Les accusations de l’ex-CEO de Mauritius Telecom à l’effet que, lors d’une conversation téléphonique, en avril, le Premier ministre lui aurait donné des instructions pour permettre à une partie tierce d’installer des équipements « ki pou snif » le trafic entrant et sortant, ont déclenché une violente tempête qui continue de secouer la classe politique. Sherry Singh voulait-il pratiquer une politique de terre brûlée après avoir été forcé à la démission sous la menace du Premier ministre ? Cet expert en marketing ne pouvait pas ignorer la force considérable dont les termes « snif » et « partie tierce » étaient porteurs, et qui sont de véritables bombes à fragmentation, parce qu’elles touchent d’une part directement la liberté d’expression de chaque citoyen et, d’autre part, peut constituer une trahison en permettant à un pays tiers de faire une incursion dans la souveraineté nationale. Les réactions ne se sont pas fait attendre, avec l’opposition lançant une attaque en règle contre le Premier ministre tout en demandant à Sherry Singh de déballer tout ce qu’il sait.
Pravind Jugnauth devait répliquer samedi en traitant son ex-collaborateur de menteur et en le mettant au défi de faire une déclaration à la police. La situation devait se transformer en violent affrontement entre les membres de l’opposition lorsque, lors de la Private Notice Question du leader de l’opposition, Xavier-Luc Duval a voulu obtenir des précisions au sujet des allégations de Sherry Singh. Pour la première fois dans les annales parlementaires, le Speaker a agi comme un rideau de protection devant le Premier ministre en interdisant au leader de l’opposition de poser ses questions supplémentaires, refusant ainsi d’entendre ne serait-ce que la première question de Xavier-Luc Duval. « You have no question ! » devait-il lancer, en brandissant le Standing Order 25 ( 5) et allant jusqu’à couper le micro du leader de l’opposition, provoquant alors une vraie révolte parlementaire dans l’opposition, débouchant sur l’expulsion et la suspension de tous les députés de l’opposition.

- Publicité -

La satisfaction du Speaker aura cependant été de courte durée, puisque le lendemain, le Premier ministre s’était dit « frustré » de n’avoir pas pu répondre à la question, bien qu’il s’était préparé minutieusement, selon lui. Ce qui place le Speaker au centre de la tempête, avec le risque d’être emporté par le vent. En tout cas, l’opposition est très remontée contre lui. Xavier-Luc Duval estimait vendredi qu’il est devenu une menace pour la patrie. Il lui reproche d’avoir inventé un Standing Order pour justifier la censure de l’opposition.
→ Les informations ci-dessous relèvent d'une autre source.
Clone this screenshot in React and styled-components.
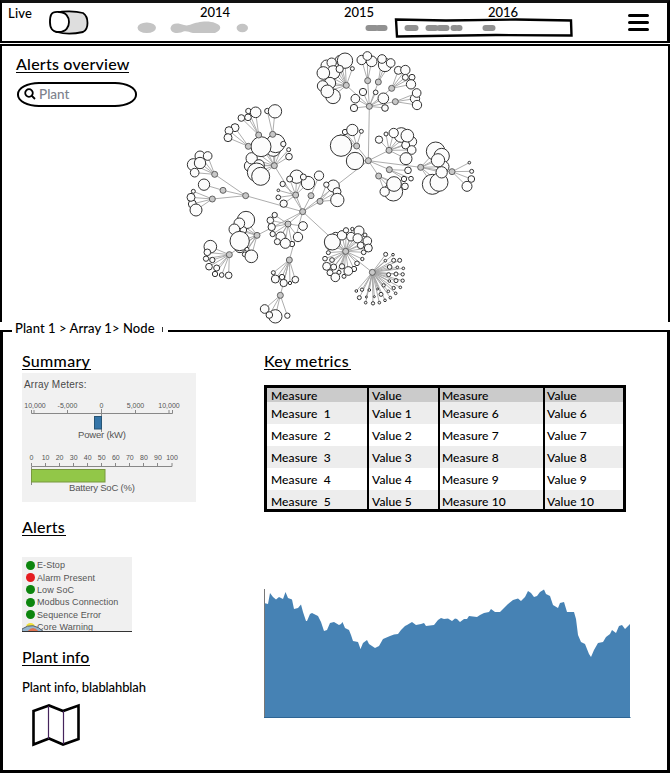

« Je ne le considère plus comme un Speaker digne de rester à son poste »,  a-t-il fait comprendre.
Le public attend maintenant de voir dans quelle direction le vent de la tempête provoquée par l’affaire Sherry Singh va souffler. Alors qu’on attend toujours le prochain “move” de l’ex-CEO de MT, comme le lui demandent tous ceux qui suivent de près cette affaire, Pravind Jugnauth a laissé entendre mercredi qu’il y a des raisons pour lesquelles il a démissionné. « Ce n’est pas cela la raison (c’est-à-dire ses révélations, Ndlr). J’ai demandé au public de prendre patience avant de savoir pourquoi il a démissionné. »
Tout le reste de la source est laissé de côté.